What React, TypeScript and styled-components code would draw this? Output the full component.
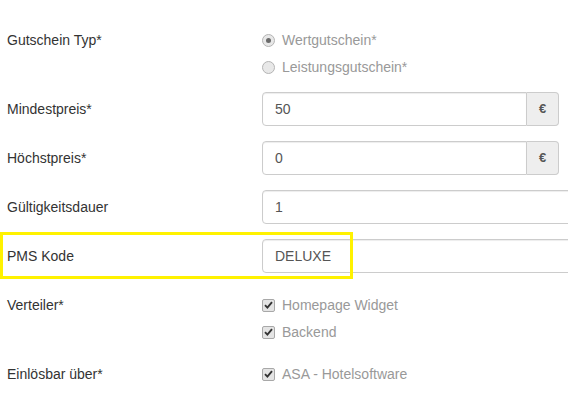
import React from "react";
import styled, { createGlobalStyle } from "styled-components";

const GlobalStyle = createGlobalStyle`
  html, body {
    margin: 0;
    padding: 0;
    background: #fff;
    overflow: hidden;
  }
  body {
    font-family: "Liberation Sans", Arial, Helvetica, sans-serif;
    font-size: 14px;
    line-height: 20px;
    color: #333;
  }
`;

const Form = styled.form`
  width: 568px;
  padding-top: 23px;
  overflow: hidden;
`;

const FormGroup = styled.div`
  position: relative;
  display: grid;
  grid-template-columns: 262px 1fr;
  margin-bottom: 15px;
`;

const Label = styled.label`
  padding: 7px 0 0 7px;
  line-height: 20px;
  color: #333;
`;

const Controls = styled.div`
  display: flex;
  flex-direction: column;
  gap: 7px;
  padding-top: 7px;
  min-width: 0;
`;

const InputCol = styled.div`
  min-width: 0;
`;

const OptionRow = styled.div`
  display: flex;
  align-items: center;
  height: 20px;
  color: #999;
`;

const RadioDot = styled.span<{ $checked?: boolean }>`
  position: relative;
  box-sizing: border-box;
  width: 13px;
  height: 13px;
  margin-right: 7px;
  border: 1px solid #b4b4b4;
  border-radius: 50%;
  background: #e8e8e8;
  &::after {
    content: "";
    display: ${(p) => (p.$checked ? "block" : "none")};
    position: absolute;
    left: 3px;
    top: 3px;
    width: 5px;
    height: 5px;
    border-radius: 50%;
    background: #6a6a6a;
  }
`;

const CheckBox = styled.span`
  display: flex;
  align-items: center;
  justify-content: center;
  box-sizing: border-box;
  width: 13px;
  height: 13px;
  margin-right: 7px;
  border: 1px solid #a8a8a8;
  border-radius: 2px;
  background: #e4e4e4;
`;

const InputGroup = styled.div<{ $width: number }>`
  display: flex;
  width: ${(p) => p.$width}px;
  height: 34px;
`;

const TextInput = styled.div<{ $addon?: boolean }>`
  flex: 1;
  box-sizing: border-box;
  height: 34px;
  padding: 6px 12px;
  border: 1px solid #ccc;
  border-radius: ${(p) => (p.$addon ? "4px 0 0 4px" : "4px")};
  box-shadow: inset 0 1px 1px rgba(0, 0, 0, 0.075);
  color: #555;
  line-height: 20px;
  background: #fff;
`;

const Addon = styled.span`
  box-sizing: border-box;
  width: 32px;
  height: 34px;
  display: flex;
  align-items: center;
  justify-content: center;
  border: 1px solid #ccc;
  border-left: 0;
  border-radius: 0 4px 4px 0;
  background: #eee;
  color: #555;
  font-weight: bold;
  font-size: 13px;
`;

const Highlight = styled.div`
  position: absolute;
  left: 0;
  top: -7px;
  width: 353px;
  height: 47px;
  box-sizing: border-box;
  border: 3px solid #fff200;
  pointer-events: none;
`;

const Check = () => (
  <svg width="9" height="8" viewBox="0 0 9 8">
    <path d="M1 4.2 L3.4 6.6 L8 1.2" fill="none" stroke="#333" strokeWidth="1.9" />
  </svg>
);

const App = () => {
  return (
    <>
      <GlobalStyle />
      <Form>
        <FormGroup>
          <Label>Gutschein Typ*</Label>
          <Controls>
            <OptionRow>
              <RadioDot $checked />
              Wertgutschein*
            </OptionRow>
            <OptionRow>
              <RadioDot />
              Leistungsgutschein*
            </OptionRow>
          </Controls>
        </FormGroup>

        <FormGroup>
          <Label>Mindestpreis*</Label>
          <InputCol>
            <InputGroup $width={297}>
              <TextInput $addon>50</TextInput>
              <Addon>€</Addon>
            </InputGroup>
          </InputCol>
        </FormGroup>

        <FormGroup>
          <Label>Höchstpreis*</Label>
          <InputCol>
            <InputGroup $width={297}>
              <TextInput $addon>0</TextInput>
              <Addon>€</Addon>
            </InputGroup>
          </InputCol>
        </FormGroup>

        <FormGroup>
          <Label>Gültigkeitsdauer</Label>
          <InputCol>
            <InputGroup $width={340}>
              <TextInput>1</TextInput>
            </InputGroup>
          </InputCol>
        </FormGroup>

        <FormGroup>
          <Label>PMS Kode</Label>
          <InputCol>
            <InputGroup $width={340}>
              <TextInput>DELUXE</TextInput>
            </InputGroup>
          </InputCol>
          <Highlight />
        </FormGroup>

        <FormGroup>
          <Label>Verteiler*</Label>
          <Controls>
            <OptionRow>
              <CheckBox>
                <Check />
              </CheckBox>
              Homepage Widget
            </OptionRow>
            <OptionRow>
              <CheckBox>
                <Check />
              </CheckBox>
              Backend
            </OptionRow>
          </Controls>
        </FormGroup>

        <FormGroup>
          <Label>Einlösbar über*</Label>
          <Controls>
            <OptionRow>
              <CheckBox>
                <Check />
              </CheckBox>
              ASA - Hotelsoftware
            </OptionRow>
          </Controls>
        </FormGroup>
      </Form>
    </>
  );
};

export default App;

EXERCISE DIRECTIONS: Exclude the images and reproduce the remaining data exactly.

SOLUTION TO THE PROBLEM:
What React, TypeScript and styled-components code would draw this? Output the full component.
import React from "react";
import styled, { createGlobalStyle } from "styled-components";

const GlobalStyle = createGlobalStyle`
  html, body {
    margin: 0;
    padding: 0;
    background: #fff;
    overflow: hidden;
  }
  body {
    font-family: "Liberation Sans", Arial, Helvetica, sans-serif;
    font-size: 14px;
    line-height: 20px;
    color: #333;
  }
`;

const Form = styled.form`
  width: 568px;
  padding-top: 23px;
  overflow: hidden;
`;

const FormGroup = styled.div`
  position: relative;
  display: grid;
  grid-template-columns: 262px 1fr;
  margin-bottom: 15px;
`;

const Label = styled.label`
  padding: 7px 0 0 7px;
  line-height: 20px;
  color: #333;
`;

const Controls = styled.div`
  display: flex;
  flex-direction: column;
  gap: 7px;
  padding-top: 7px;
  min-width: 0;
`;

const InputCol = styled.div`
  min-width: 0;
`;

const OptionRow = styled.div`
  display: flex;
  align-items: center;
  height: 20px;
  color: #999;
`;

const RadioDot = styled.span<{ $checked?: boolean }>`
  position: relative;
  box-sizing: border-box;
  width: 13px;
  height: 13px;
  margin-right: 7px;
  border: 1px solid #b4b4b4;
  border-radius: 50%;
  background: #e8e8e8;
  &::after {
    content: "";
    display: ${(p) => (p.$checked ? "block" : "none")};
    position: absolute;
    left: 3px;
    top: 3px;
    width: 5px;
    height: 5px;
    border-radius: 50%;
    background: #6a6a6a;
  }
`;

const CheckBox = styled.span`
  display: flex;
  align-items: center;
  justify-content: center;
  box-sizing: border-box;
  width: 13px;
  height: 13px;
  margin-right: 7px;
  border: 1px solid #a8a8a8;
  border-radius: 2px;
  background: #e4e4e4;
`;

const InputGroup = styled.div<{ $width: number }>`
  display: flex;
  width: ${(p) => p.$width}px;
  height: 34px;
`;

const TextInput = styled.div<{ $addon?: boolean }>`
  flex: 1;
  box-sizing: border-box;
  height: 34px;
  padding: 6px 12px;
  border: 1px solid #ccc;
  border-radius: ${(p) => (p.$addon ? "4px 0 0 4px" : "4px")};
  box-shadow: inset 0 1px 1px rgba(0, 0, 0, 0.075);
  color: #555;
  line-height: 20px;
  background: #fff;
`;

const Addon = styled.span`
  box-sizing: border-box;
  width: 32px;
  height: 34px;
  display: flex;
  align-items: center;
  justify-content: center;
  border: 1px solid #ccc;
  border-left: 0;
  border-radius: 0 4px 4px 0;
  background: #eee;
  color: #555;
  font-weight: bold;
  font-size: 13px;
`;

const Highlight = styled.div`
  position: absolute;
  left: 0;
  top: -7px;
  width: 353px;
  height: 47px;
  box-sizing: border-box;
  border: 3px solid #fff200;
  pointer-events: none;
`;

const Check = () => (
  <svg width="9" height="8" viewBox="0 0 9 8">
    <path d="M1 4.2 L3.4 6.6 L8 1.2" fill="none" stroke="#333" strokeWidth="1.9" />
  </svg>
);

const App = () => {
  return (
    <>
      <GlobalStyle />
      <Form>
        <FormGroup>
          <Label>Gutschein Typ*</Label>
          <Controls>
            <OptionRow>
              <RadioDot $checked />
              Wertgutschein*
            </OptionRow>
            <OptionRow>
              <RadioDot />
              Leistungsgutschein*
            </OptionRow>
          </Controls>
        </FormGroup>

        <FormGroup>
          <Label>Mindestpreis*</Label>
          <InputCol>
            <InputGroup $width={297}>
              <TextInput $addon>50</TextInput>
              <Addon>€</Addon>
            </InputGroup>
          </InputCol>
        </FormGroup>

        <FormGroup>
          <Label>Höchstpreis*</Label>
          <InputCol>
            <InputGroup $width={297}>
              <TextInput $addon>0</TextInput>
              <Addon>€</Addon>
            </InputGroup>
          </InputCol>
        </FormGroup>

        <FormGroup>
          <Label>Gültigkeitsdauer</Label>
          <InputCol>
            <InputGroup $width={340}>
              <TextInput>1</TextInput>
            </InputGroup>
          </InputCol>
        </FormGroup>

        <FormGroup>
          <Label>PMS Kode</Label>
          <InputCol>
            <InputGroup $width={340}>
              <TextInput>DELUXE</TextInput>
            </InputGroup>
          </InputCol>
          <Highlight />
        </FormGroup>

        <FormGroup>
          <Label>Verteiler*</Label>
          <Controls>
            <OptionRow>
              <CheckBox>
                <Check />
              </CheckBox>
              Homepage Widget
            </OptionRow>
            <OptionRow>
              <CheckBox>
                <Check />
              </CheckBox>
              Backend
            </OptionRow>
          </Controls>
        </FormGroup>

        <FormGroup>
          <Label>Einlösbar über*</Label>
          <Controls>
            <OptionRow>
              <CheckBox>
                <Check />
              </CheckBox>
              ASA - Hotelsoftware
            </OptionRow>
          </Controls>
        </FormGroup>
      </Form>
    </>
  );
};

export default App;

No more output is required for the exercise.